Internal user experience
A platform can be technically sound and still fail if it increases the team's workload. Users who perform the process daily must be involved in testing. Prototypes reveal confusing terminology, unnecessary steps, and missing information.
Training must explain not only where to click, but why the workflow changed and who is responsible for each task. A channel for reporting difficulties helps distinguish adaptation issues from genuine product flaws.
Continuity plan and data portability
Backups must be accompanied by tested recovery procedures. The company must be aware of external dependencies and have alternatives for periods of unavailability. Essential functions may require a temporary manual mode.
It is also advisable to plan for data export in usable formats. This capability facilitates auditing, analysis, and continuity. Ownership of code, data, and infrastructure must be clearly documented.
How to prioritize the roadmap
Requests can be evaluated by impact, number of users, risk, effort, and strategic alignment. Priority should not be determined solely by who requests something most urgently. A transparent log helps teams understand the decisions made.
Each delivery needs a success criterion. After implementation, the team verifies whether time was reduced, errors decreased, or adoption increased. If not, the solution must be revisited.
Checklist for requesting a platform
Describe users, the core problem, the current process, volume, integrations, and metrics. Separate essential features from future ideas. Specify security requirements, languages, devices, and regions of operation.

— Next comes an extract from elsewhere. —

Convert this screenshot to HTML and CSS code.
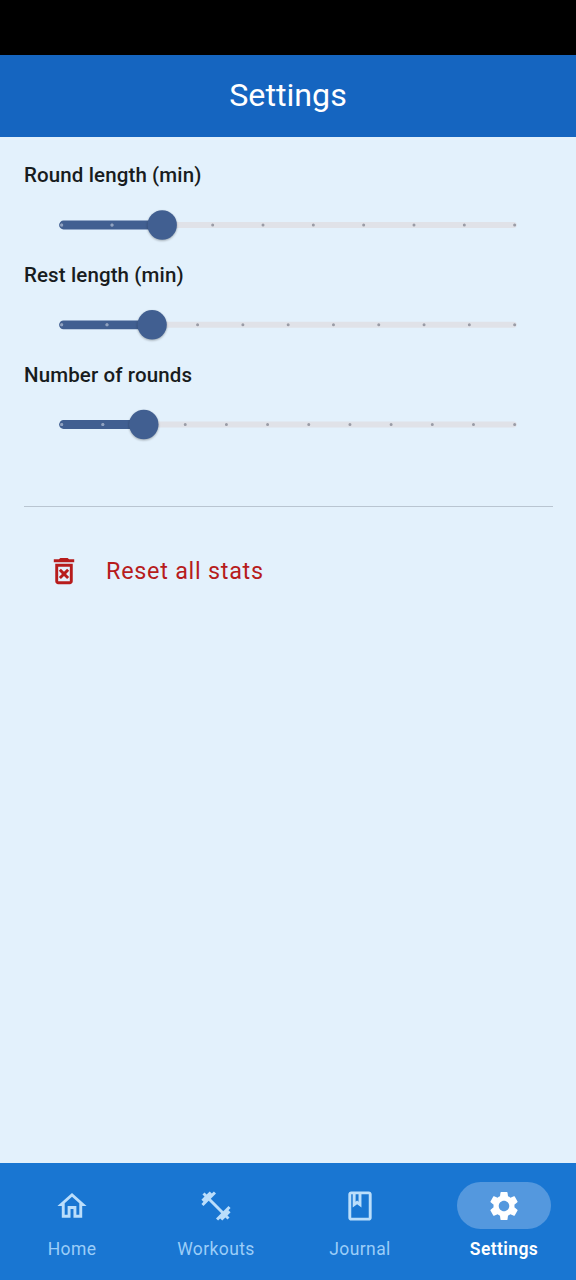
FILE: index.html
```html
<!DOCTYPE html>
<html lang="en">
<head>
<meta charset="utf-8">
<title>Settings</title>
<link rel="stylesheet" href="styles.css">
</head>
<body>
<div class="screen">
  <div class="status-bar"></div>
  <header class="app-bar"><h1 class="app-title">Settings</h1></header>
  <main class="content">
    <section class="setting">
      <h2 class="setting-label">Round length (min)</h2>
      <svg class="slider" viewBox="0 0 529 60">
        <path class="track" d="M138 30H489.8"/>
        <path class="track-active" d="M39.5 30H138"/>
        <path class="ticks" pathLength="9.001" d="M37.7 30H490.7"/>
        <path class="ticks-active" pathLength="2" d="M37.7 30H138.3"/>
        <circle class="thumb" cx="138.2" cy="30" r="14.7"/>
      </svg>
    </section>
    <section class="setting">
      <h2 class="setting-label">Rest length (min)</h2>
      <svg class="slider" viewBox="0 0 529 60">
        <path class="track" d="M128 29.8H489.8"/>
        <path class="track-active" d="M39.5 29.8H128"/>
        <path class="ticks" pathLength="10.001" d="M37.7 29.8H490.7"/>
        <path class="ticks-active" pathLength="2" d="M37.7 29.8H128.3"/>
        <circle class="thumb" cx="128.1" cy="29.8" r="14.7"/>
      </svg>
    </section>
    <section class="setting">
      <h2 class="setting-label">Number of rounds</h2>
      <svg class="slider" viewBox="0 0 529 60">
        <path class="track" d="M120 29.5H489.8"/>
        <path class="track-active" d="M39.5 29.5H120"/>
        <path class="ticks" pathLength="11.001" d="M37.7 29.5H490.7"/>
        <path class="ticks-active" pathLength="2" d="M37.7 29.5H120"/>
        <circle class="thumb" cx="119.8" cy="29.5" r="14.7"/>
      </svg>
    </section>
    <hr class="divider">
    <div class="reset">
      <svg class="icon" viewBox="0 0 24 24"><path d="M14.12 10.47L12 12.59l-2.13-2.12-1.41 1.41L10.59 14l-2.12 2.12 1.41 1.41L12 15.41l2.12 2.12 1.41-1.41L13.41 14l2.12-2.12zM15.5 4l-1-1h-5l-1 1H5v2h14V4zM6 19c0 1.1.9 2 2 2h8c1.1 0 2-.9 2-2V7H6v12zM8 9h8v10H8V9z"/></svg>
      <span class="reset-label">Reset all stats</span>
    </div>
  </main>
  <nav class="nav">
    <div class="nav-item">
      <div class="pill"><svg class="icon" viewBox="0 0 24 24"><path d="M12 5.69l5 4.5V18h-2v-6H9v6H7v-7.81l5-4.5M12 3L2 12h3v8h6v-6h2v6h6v-8h3L12 3z"/></svg></div>
      <span class="nav-label">Home</span>
    </div>
    <div class="nav-item">
      <div class="pill"><svg class="icon" viewBox="0 0 24 24"><path d="M20.57 14.86L22 13.43 20.57 12 17 15.57 8.43 7 12 3.43 10.57 2 9.14 3.43 7.71 2 5.57 4.14 4.14 2.71 2.71 4.14l1.43 1.43L2 7.71l1.43 1.43L2 10.57 3.43 12 7 8.43 15.57 17 12 20.57 13.43 22l1.43-1.43L16.29 22l2.14-2.14 1.43 1.43 1.43-1.43-1.43-1.43L22 16.29z"/></svg></div>
      <span class="nav-label">Workouts</span>
    </div>
    <div class="nav-item">
      <div class="pill"><svg class="icon" viewBox="0 0 24 24"><path d="M18 2H6c-1.1 0-2 .9-2 2v16c0 1.1.9 2 2 2h12c1.1 0 2-.9 2-2V4c0-1.1-.9-2-2-2zM9 4h2v5l-1-.75L9 9V4zm9 16H6V4h1v9l3-2.25L13 13V4h5v16z"/></svg></div>
      <span class="nav-label">Journal</span>
    </div>
    <div class="nav-item selected">
      <div class="pill"><svg class="icon" viewBox="0 0 24 24"><path d="M19.14 12.94c.04-.3.06-.61.06-.94 0-.32-.02-.64-.07-.94l2.03-1.58c.18-.14.23-.41.12-.61l-1.92-3.32c-.12-.22-.37-.29-.59-.22l-2.39.96c-.5-.38-1.03-.7-1.62-.94l-.36-2.54c-.04-.24-.24-.41-.48-.41h-3.84c-.24 0-.43.17-.47.41l-.36 2.54c-.59.24-1.13.57-1.62.94l-2.39-.96c-.22-.08-.47 0-.59.22L2.74 8.87c-.12.21-.08.47.12.61l2.03 1.58c-.05.3-.09.63-.09.94s.02.64.07.94l-2.03 1.58c-.18.14-.23.41-.12.61l1.92 3.32c.12.22.37.29.59.22l2.39-.96c.5.38 1.03.7 1.62.94l.36 2.54c.05.24.24.41.48.41h3.84c.24 0 .44-.17.47-.41l.36-2.54c.59-.24 1.13-.56 1.62-.94l2.39.96c.22.08.47 0 .59-.22l1.92-3.32c.12-.22.07-.47-.12-.61l-2.01-1.58zM12 15.6c-1.98 0-3.6-1.62-3.6-3.6s1.62-3.6 3.6-3.6 3.6 1.62 3.6 3.6-1.62 3.6-3.6 3.6z"/></svg></div>
      <span class="nav-label">Settings</span>
    </div>
  </nav>
</div>
</body>
</html>
```

FILE: styles.css
```css
* {
  box-sizing: border-box;
}

body {
  margin: 0;
  font-family: Roboto, "Liberation Sans", sans-serif;
}

.screen {
  display: flex;
  flex-direction: column;
  height: 1280px;
  background: #e3f1fc;
}

.status-bar {
  height: 55px;
  background: #000;
}

.app-bar {
  display: flex;
  align-items: center;
  justify-content: center;
  height: 82px;
  padding-bottom: 2px;
  background: #1565c0;
}

.app-title {
  margin: 0;
  font-size: 32.2px;
  font-weight: 400;
  line-height: 40px;
  color: #fff;
}

.content {
  flex: 1;
  padding: 23.3px 23px 0 24px;
}

.setting {
  height: 99.8px;
}

.setting-label {
  margin: 0;
  font-size: 20.5px;
  font-weight: 500;
  line-height: 30px;
  letter-spacing: 0.12px;
  color: #181c20;
}

.slider {
  display: block;
  width: 529px;
  height: 60px;
  margin-top: 5px;
}

.track,
.track-active,
.ticks,
.ticks-active {
  fill: none;
  stroke-linecap: round;
}

.track {
  stroke: #e0e2e8;
  stroke-width: 5.9;
}

.track-active {
  stroke: #415f91;
  stroke-width: 8.8;
}

.ticks,
.ticks-active {
  stroke-width: 3;
  stroke-dasharray: 0 1;
}

.ticks {
  stroke: #9a9ca6;
}

.ticks-active {
  stroke: #8fa3c4;
}

.thumb {
  fill: #415f91;
  filter: drop-shadow(0 1.5px 1.2px rgba(0, 0, 0, 0.3));
}

.divider {
  height: 1.4px;
  margin: 46px 0 0;
  border: 0;
  background: #b9c5d1;
}

.reset {
  display: flex;
  align-items: center;
  gap: 24px;
  margin-top: 46px;
  padding-left: 22px;
  color: #b71c1c;
}

.icon {
  display: block;
  width: 36px;
  height: 36px;
  padding: 0.5px;
  fill: currentColor;
}

.reset-label {
  font-size: 23.4px;
  line-height: 34px;
  letter-spacing: 0.73px;
}

.nav {
  display: flex;
  height: 117px;
  background: #1976d2;
}

.nav-item {
  display: flex;
  flex: 1;
  flex-direction: column;
  align-items: center;
  padding-top: 19px;
  color: #bbdefb;
}

.pill {
  display: flex;
  align-items: center;
  justify-content: center;
  width: 94px;
  height: 47px;
  border-radius: 24px;
}

.nav-label {
  margin-top: 7.5px;
  font-size: 17.5px;
  line-height: 25px;
  letter-spacing: 0.4px;
  color: #9bcdf8;
}

.selected {
  color: #fff;
}

.selected .pill {
  background: #5498de;
}

.selected .nav-label {
  font-weight: 600;
  color: #fff;
}
```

Ask how prototypes, testing, hosting, monitoring, support, and updates will be handled. Define who approves business rules and who will provide access to external systems. This preparation improves estimation and reduces late-stage changes.
Automation that remains under control
A platform should make processes more visible, not create a black box. The team must know what was executed, by which rule, and how to handle exceptions. When automation, data, and responsibilities remain clear, technology can take over repetitive tasks without removing the company's control over its own operations.